Note: Only issue for possible liability here is whether there was warning given prior to the release of the PSD. At this stage, if there is a dispute in the evidence, the court is required to allow the claim to go forward. Body cams would have conclusively addressed this issue.

People v. Lopez (2020) 2020 Cal.App.Unpub. 5489

Traffic Stop; Odor of Marijuana;

After seeing the vehicle run a stop sign, LE attempted a traffic stop. The vehicle did not yield immediately but drove through several intersections prior to stopping in a parking lot. During this, LE saw subject move a duffle bag from the front seat to the back seat. Upon approach, LE smelled a strong odor of marijuana. LE asked subject and subject produced a baggie with small amount. Subject removed and handcuffed. Search of vehicle revealed a lot of MJ and other drugs.

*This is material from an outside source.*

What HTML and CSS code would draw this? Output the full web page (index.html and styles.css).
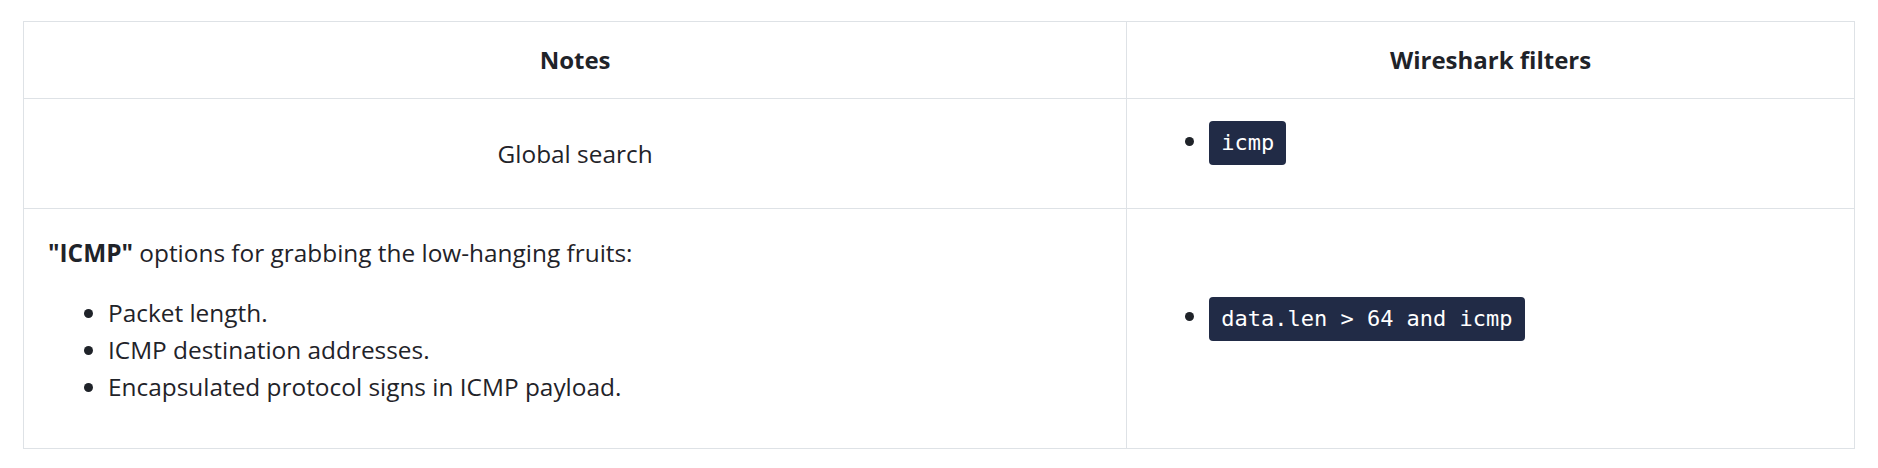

Appellate court found that LE had probable to search vehicle based on the facts that subject failed to stop immediately, subject transferred a bag from the front to the rear of the vehicle, the smell of the MJ was strong (and LE’s testimony of training and experience provided a foundation for LE to be able to distinguish a strong smell being consistent with a large amount of MJ, more than in the small baggie produced by subject) and that subject admitted to possessing a small amount of marijuana. (The trial court found the baggie was not properly closed but the appellate court did not really address that).

The appellate court addressed the Lee case in which the court held a “legal” amount of marijuana does not provide probable cause for search. In this case, however, the court pointed to what it called “Lee’s critical caveat: while a lawful amount of marijuana is not, on its own, enough to establish probable cause, such a lawful amount may establish probable cause where coupled with other factors contributing to an officer’s reasonable belief the defendant may be in violation of other statutory regulations of marijuana possession.” (People v. Lee (2019) 40 Cal.App.5th 853 at p. 862.) Here, the appellate court found that LE had probable to search vehicle based on the facts that subject failed to stop immediately, subject transferred a bag from the front to the rear of the vehicle, the smell of the MJ was strong (and LE’s testimony of training and experience provided a foundation for LE to be able to distinguish a strong smell being consistent with a large amount of MJ, more than in the small baggie produced by subject) and that subject admitted to possessing a small amount of marijuana. (The trial court found the baggie was not properly closed but the appellate court did not really address that).

Note: Because the People were careful to lay a foundation that LE had enough training and experience with marijuana to be able to testify as an expert that the strong smell of marijuana indicated there was additional marijuana in the car, the court was able to find probable cause. Laying a proper foundation for the introduction of evidence is critical in any situation where you are seeking to introduce favorable evidence. It eliminates one basis for the defense to object to the admission of the evidence.

Muhammad v. State (2020) 2020 Ind. App. Unpub. 1027

Traffic Stop; Probable Cause; Odor of Marijuana

Traffic stop in an investigation of a car crash. LE smelled burnt marijuana and noted that one occupant (not defendant) was the registered owner of the crashed car and was injured consistent with a car crash. In addition, LE noted a marijuana pipe with residue in plain view near Muhammad, the defendant in this case. Both LE officers testified that they knew the odor of burnt marijuana. Court held this was probable cause to search the vehicle and probable cause to arrest Muhammad and to search incident to arrest.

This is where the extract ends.